The legitimacy behind this shift in gravity has often been a matter of materials. Wicker, rattan and cane are emblematic examples: historically associated with outdoor furniture, they found in Franco Albini, Gio Ponti, Tito Agnoli and Gabriella Crespi designers capable of transcending that association and freeing them from the garden context, legitimising their presence in any domestic environment.

In-side di Thomas Heatherwick per Magis. Courtesy Magis

Garden furniture also entered the home through the power of imagery — think of the erotic aura surrounding the Peacock Chair in the film Emmanuelle, whose woven structure combines lightness and monumentality. And what about Aldo Rossi’s Cabina dell’Elba, a sui generis wardrobe that instantly evokes the sounds and idleness of beach life? Another material narrative concerns tables and benches in concrete and terrazzo, long associated with outdoor settings but equally at ease indoors. Examples include Aspic by Gordon Guillaumier for Roda, the Fusto Collection tables by Studio Irvine for Forma & Cemento, and the Juno coffee tables by Draga & Aurel for Baxter.

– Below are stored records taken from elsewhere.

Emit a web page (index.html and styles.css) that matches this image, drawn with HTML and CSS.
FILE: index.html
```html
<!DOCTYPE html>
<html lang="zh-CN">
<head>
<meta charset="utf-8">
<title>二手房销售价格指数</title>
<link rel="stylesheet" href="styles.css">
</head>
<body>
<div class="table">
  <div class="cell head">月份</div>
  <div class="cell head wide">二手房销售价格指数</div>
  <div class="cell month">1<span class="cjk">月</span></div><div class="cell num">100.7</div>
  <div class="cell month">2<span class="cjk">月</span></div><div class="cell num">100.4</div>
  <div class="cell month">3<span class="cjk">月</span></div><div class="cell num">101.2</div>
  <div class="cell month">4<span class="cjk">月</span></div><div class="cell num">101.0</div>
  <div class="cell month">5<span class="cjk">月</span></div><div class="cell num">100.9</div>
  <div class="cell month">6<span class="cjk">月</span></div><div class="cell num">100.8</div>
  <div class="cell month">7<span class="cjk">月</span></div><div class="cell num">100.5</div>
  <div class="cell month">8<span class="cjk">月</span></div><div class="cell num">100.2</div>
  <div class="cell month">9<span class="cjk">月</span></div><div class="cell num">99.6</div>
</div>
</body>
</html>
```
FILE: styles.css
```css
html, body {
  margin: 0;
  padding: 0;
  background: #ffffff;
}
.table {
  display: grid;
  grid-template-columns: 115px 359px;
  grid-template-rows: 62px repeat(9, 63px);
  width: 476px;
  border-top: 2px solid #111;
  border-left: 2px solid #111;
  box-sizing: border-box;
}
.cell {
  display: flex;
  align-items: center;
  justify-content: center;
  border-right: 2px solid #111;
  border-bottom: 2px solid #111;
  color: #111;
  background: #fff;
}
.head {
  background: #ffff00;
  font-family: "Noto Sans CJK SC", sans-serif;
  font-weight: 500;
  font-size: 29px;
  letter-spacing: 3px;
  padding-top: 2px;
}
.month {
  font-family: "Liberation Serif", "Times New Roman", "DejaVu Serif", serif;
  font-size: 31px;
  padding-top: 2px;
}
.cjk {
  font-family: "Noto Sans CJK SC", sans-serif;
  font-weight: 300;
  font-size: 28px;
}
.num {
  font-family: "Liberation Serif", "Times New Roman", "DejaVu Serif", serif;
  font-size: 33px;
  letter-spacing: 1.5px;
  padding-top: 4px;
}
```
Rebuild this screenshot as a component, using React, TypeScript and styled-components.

Ronan Bouroullec's Passage collection for Kettal. Courtesy Kettal

In recent years, innovation in materials and forms has continued to drive this passage from terrace to living room. Plastic seating, originally conceived for popular outdoor environments, has acquired increasingly sophisticated finishes and coverings. While these protect against weathering, they also paradoxically make such pieces more legitimate within domestic interiors. At the opposite end of the spectrum lies the collectible design world, where experimentation has further dissolved rigid boundaries. The Objets Nomades collection, which Louis Vuitton has been developing for more than a decade, exemplifies this attitude by bringing the language of travel into the domestic sphere.

Breeze by Alessandro Stabile for S.cab. Courtesy S.cab

Finally, in the realm of upholstered furniture, several collections launched in recent years explicitly embrace this liminal condition — a way of living comfortably between two environments. Passage, designed by Ronan Bouroullec for Kettal, emphasises this hybrid identity already in its name, with chairs and sofas equally suited to public spaces, private outdoor settings, or residential interiors. Brezza, a sofa system by Alessandro Stabile for S.Cab, reinterprets informal seating through an apparently structureless composition of oversized cushions: introduced in 2024 as an outdoor product, it now arrives in an indoor version thanks to new coverings.

Tavolini della collezione Juno di Draga & Aurel per Baxter. Courtesy Baxter

Among Magis’ latest collections, In-Side by British designer Thomas Heatherwick transforms a sculptural form into a universal piece suited to virtually any setting. The sofa is made from post-consumer polyethylene, revalued through a process that elevates waste into a design feature. It is a strategy that dismantles expectations through design ingenuity, reaffirming that neither material nor comfort alone shape legitimate habits and associations — rather, it is the form itself and the behaviours it generates.